Earlier this year, while playing his regular Tuesday night tennis, Philip Gengos felt a sudden tear in his back followed by the immediate onset of dizziness and nausea. He felt unwell and was persuaded by his friends to go straight away to hospital emergency. The hospital Philip attended happened to be Royal Prince Alfred. Hospital staff decided to keep him overnight and next day could still not find any issue.
“I do not recall much, but the cardiologist later told me that he wanted me to have a stress test but I kept telling him of the pain in my back and he ordered an ultrasound. The scan revealed that I had a torn aorta and blood was collecting ready to burst. Surgery was ordered immediately for that afternoon. I was very lucky as most of these conditions don’t reach the operating table and are put down to heart attacks.”
Philip’s condition was possibly due to a congenital aortic defect which it is estimated may affect 1 in 1000 men and women. Familial thoracic aortic aneurysm and dissection (TAAD) is a disorder that involves problems with the aorta, which is the large blood vessel that distributes blood from the heart to the rest of the body. Familial TAAD affects the upper part of the aorta, near the heart.
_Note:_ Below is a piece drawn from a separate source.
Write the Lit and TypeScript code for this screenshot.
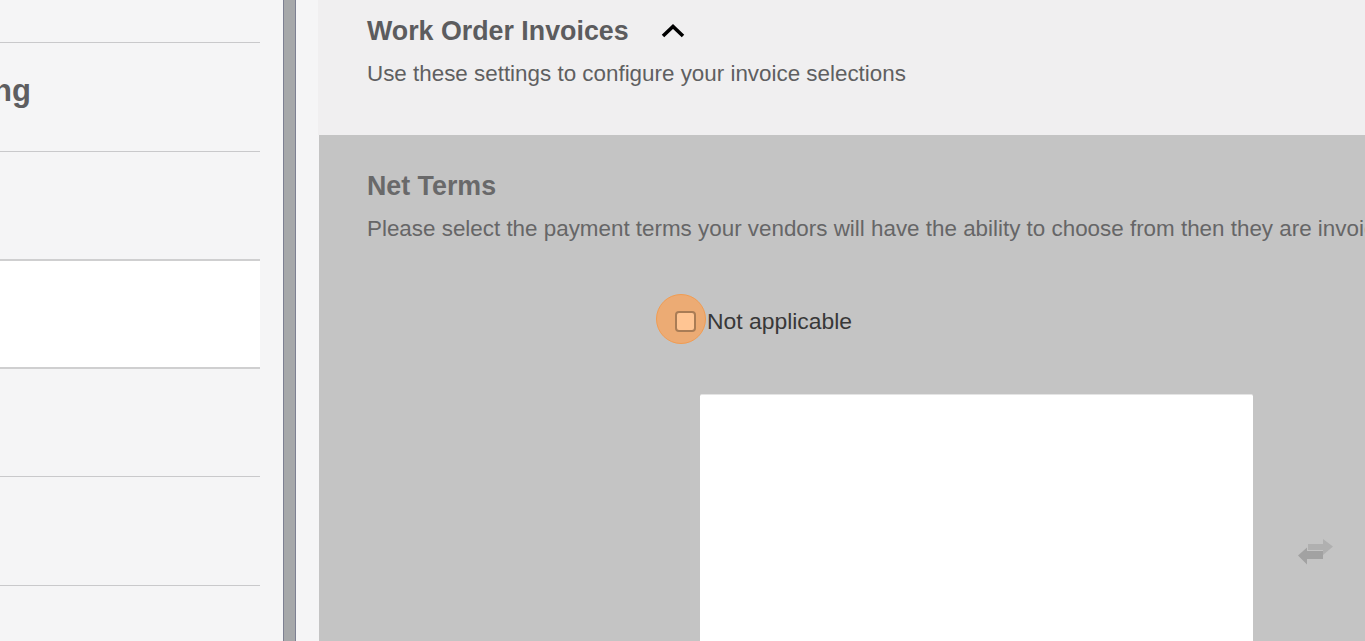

This part of the aorta is called the thoracic aorta because it is located in the chest (thorax).
In familial TAAD, the aorta can become weakened and stretched (aortic dilatation), causing a bulge in the blood vessel wall (an aneurysm). Stretching of the aorta may also lead to a sudden tearing of the layers in the aorta wall (aortic dissection), allowing blood to flow abnormally between the layers.
“What was to be a 5 hour operation stretched to 12 and I was lucky to survive.”
Dr Michael Wilson performed the surgery and later said that Philip’s aorta had torn quite a lot and that it was one of the most difficult operations of its type he had performed.
At 53, Philip had no previous illnesses or medical problems and as a result never thought to have a check-up. He had not experienced any warning signs other than feeling and looking tired. All of this he had put down to his age and just working hard.
When asked initially, about whether there was any history of heart problems he could not remember. At the time he was asked, he had forgotten that his grandfather died suddenly in his early 50’s. Philip did not know what his grandfather had died of but presumed that it may have been due to problems with his mitral valve – something that Philip’s father had suffered with late in his life.
Whether Philip’s torn aorta was due to a congenital condition or not, he will now need to commence the regular surveillance management program which is in place at Royal Prince Alfred Hospital. It will be important for all members of Philip’s family bloodline, who might potentially be at risk, to be checked. TAAD is rapidly becoming one of the most common but silent killers in western society. The all too common story is that diagnosis is incidental to the symptoms from damage done.
The Baird Institute’s research is aimed at determining the precise genetic basis of Thoracic Aortic Aneurysm Disease, the mechanisms leading to the changes in the aorta, and developing peripheral tests to detect enlargement of the aorta and imminent rupture. Our goal is to determine when surgical intervention is optimal or at the lowest risk time for the patient. The Baird Institute’s Aortic Disease Group is led by Professor Paul Bannon and Associate Professor Michael Vallely and includes one of our current PhD students, Dr Andrew Sherrah.